Let's say I'm at scanline Y of 10. That means I'm reading 10 values into my nametables, horizontally. That would mean my first column is off of the screen, as it only has pixel width of 8. However, the color attribute stays, since it has width of 16.
Assuming the color attribute for the entire column is green, would I be correct in assuming that to the user, the first 6 pixels on the left of the screen would be colored green, and the rightmost 10 on the screen should be green as well?
So, would I be correct in my assumption that according to the screen, the left?

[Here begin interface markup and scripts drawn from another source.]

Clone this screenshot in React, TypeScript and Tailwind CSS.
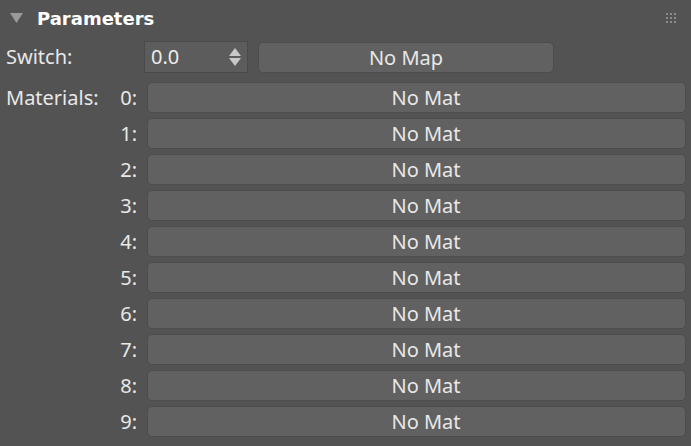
import React from "react";

const slots = ["0", "1", "2", "3", "4", "5", "6", "7", "8", "9"];

const Grip = () => (
  <svg width="12" height="12" viewBox="0 0 12 12" className="text-[#8c8c8c]">
    {[0, 4, 8].map((y) =>
      [0, 4, 8].map((x) => (
        <rect key={`${x}-${y}`} x={x + 1} y={y + 1} width="2" height="2" fill="currentColor" />
      ))
    )}
  </svg>
);

const Spinner = () => (
  <div className="flex items-center w-[104px] h-[32px] bg-[#5c5c5c] border border-[#4a4a4a] pl-[6px] pr-[5px]">
    <span className="flex-1 text-[20px] text-[#ececec]">0.0</span>
    <svg width="14" height="20" viewBox="0 0 14 20" className="text-[#c8c8c8]">
      <path d="M7 1 L13 9 L1 9 Z" fill="currentColor" />
      <path d="M1 11 L13 11 L7 19 Z" fill="currentColor" />
    </svg>
  </div>
);

export default function App() {
  return (
    <div
      className="w-[691px] h-[446px] overflow-hidden bg-[#535353] text-[#e8e8e8]"
      style={{ fontFamily: '"Noto Sans", "Open Sans", sans-serif' }}
    >
      <div className="flex items-center h-[36px] pl-[10px] pr-[14px]">
        <svg width="13" height="10" viewBox="0 0 13 10" className="text-[#9a9a9a]">
          <path d="M0 0 L13 0 L6.5 10 Z" fill="currentColor" />
        </svg>
        <span
          className="ml-[14px] text-[18px] font-bold text-white"
          style={{ fontFamily: '"DejaVu Sans", sans-serif' }}
        >
          Parameters
        </span>
        <div className="ml-auto">
          <Grip />
        </div>
      </div>

      <div className="flex items-center mt-[5px] h-[32px] pl-[6px]">
        <span className="w-[138px] text-[20px]">Switch:</span>
        <Spinner />
        <button className="ml-[10px] w-[296px] h-[31px] rounded-[5px] bg-[#616161] border border-[#4c4c4c] text-[20px] text-[#e8e8e8]">
          No Map
        </button>
      </div>

      <div className="flex pl-[6px] mt-[9px] pr-[5px]">
        <span className="w-[96px] text-[20px] leading-[31px]">Materials:</span>
        <div className="flex flex-col gap-[5px] flex-1">
          {slots.map((s) => (
            <div key={s} className="flex items-center h-[31px]">
              <span className="w-[35px] text-right text-[20px]">{s}:</span>
              <button className="ml-[10px] flex-1 h-[31px] rounded-[5px] bg-[#616161] border border-[#4c4c4c] pl-[19px] text-[20px] text-[#e8e8e8]">
                No Mat
              </button>
            </div>
          ))}
        </div>
      </div>
    </div>
  );
}
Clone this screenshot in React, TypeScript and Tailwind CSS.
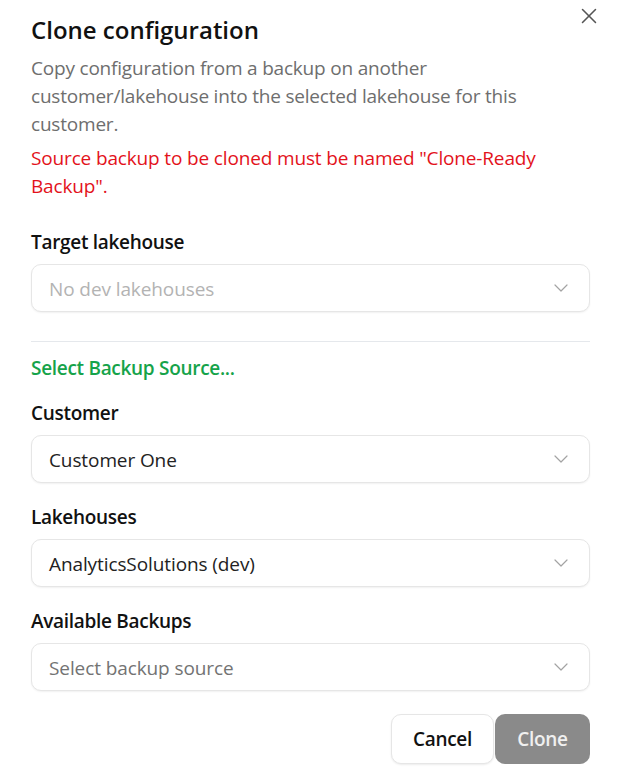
import React from 'react';
import { ChevronDown, X } from 'lucide-react';

const font = { fontFamily: '"Open Sans", "Noto Sans", sans-serif' };

interface SelectBoxProps {
  value: string;
  tone: 'value' | 'placeholder' | 'disabled';
}

const SelectBox = ({ value, tone }: SelectBoxProps) => {
  const color =
    tone === 'value' ? 'text-[#222222]' : tone === 'placeholder' ? 'text-[#737373]' : 'text-[#b3b3b3]';
  return (
    <div className="flex h-12 items-center justify-between rounded-[10px] border border-[#e6e6e6] bg-white pl-[17px] pr-[16px] shadow-[0_1px_2px_rgba(0,0,0,0.06)]">
      <span className={`pt-[2px] text-[19px] tracking-[-0.1px] ${color}`}>{value}</span>
      <ChevronDown className="h-[24px] w-[24px] text-[#a3a3a3]" strokeWidth={1.2} />
    </div>
  );
};

const Label = ({ children }: { children: React.ReactNode }) => (
  <div className="text-[19px] font-semibold leading-[28px] tracking-[-0.3px] text-[#111111]">{children}</div>
);

export default function App() {
  return (
    <div style={font} className="relative min-h-[776px] w-[621px] bg-white px-[31px] pt-[14px]">
      <button className="absolute right-[19px] top-[3px] flex h-[26px] w-[26px] items-center justify-center text-[#555555]">
        <X className="h-[26px] w-[26px]" strokeWidth={1.4} />
      </button>

      <h2 className="text-[24px] font-semibold leading-[32px] text-[#111111]">Clone configuration</h2>
      <p className="mt-[8px] text-[19px] leading-[28px] tracking-[-0.2px] text-[#6e6e6e]">
        Copy configuration from a backup on another customer/lakehouse into the selected lakehouse for this
        customer.
      </p>
      <p className="mt-[6px] text-[19px] leading-[28px] tracking-[-0.15px] text-[#e3121b]">
        Source backup to be cloned must be named "Clone-Ready Backup".
      </p>

      <div className="mt-[28px]">
        <Label>Target lakehouse</Label>
        <div className="mt-[8px]">
          <SelectBox value="No dev lakehouses" tone="disabled" />
        </div>
      </div>

      <div className="mt-[29px] h-px bg-[#e5e8ec]" />

      <div className="mt-[12px] text-[19px] font-semibold leading-[28px] tracking-[-0.3px] text-[#16a34a]">
        Select Backup Source...
      </div>

      <div className="mt-[17px] flex flex-col gap-[20px]">
        <div>
          <Label>Customer</Label>
          <div className="mt-[8px]">
            <SelectBox value="Customer One" tone="value" />
          </div>
        </div>
        <div>
          <Label>Lakehouses</Label>
          <div className="mt-[8px]">
            <SelectBox value="AnalyticsSolutions (dev)" tone="value" />
          </div>
        </div>
        <div>
          <Label>Available Backups</Label>
          <div className="mt-[8px]">
            <SelectBox value="Select backup source" tone="placeholder" />
          </div>
        </div>
      </div>

      <div className="mt-[23px] flex justify-end gap-[1px]">
        <button className="h-[50px] w-[103px] rounded-[10px] border border-[#e6e6e6] bg-white text-[19px] font-semibold tracking-[-0.3px] text-[#111111] shadow-[0_1px_2px_rgba(0,0,0,0.08)]">
          Cancel
        </button>
        <button className="h-[50px] w-[95px] rounded-[10px] bg-[#8a8a8a] text-[19px] font-semibold tracking-[-0.3px] text-[#f0f0f0]">
          Clone
        </button>
      </div>
    </div>
  );
}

This site I'm sure you are already very, very familiar with. I will preface this by saying I never got to program for the NES, but I am very experienced with all the Gameboy hardware that was ever released and the NES shares many, ahh quirks with the GB/DMG. I going to bet that you either need to do one of a few things:
Don't scroll the attribute table. Make sure that your levels all have similiar color blocks along the direction you are moving. I'd guess that many first generation games did this.
Go ahead and allow limited attribute scrolling - just make sure that the areas where the changes are occuring are either partially color shared or sparce enough that the change isn't going to be noticable.
Get out your old skool atari 2600 timer and time a write to register $2006 in the end of HBlank update to get the color swap you need done, wait a few tics, then revert during the HBlank return period so that the left edge of the next line isn't affected. I have a feeling this is the solution used most often, but without a really good emulator and patience, it will be a pain in the butt. It will also eat a bit into your overall CPU usage as you have to wait around in interrupts on multiple scan lines to get your effect done.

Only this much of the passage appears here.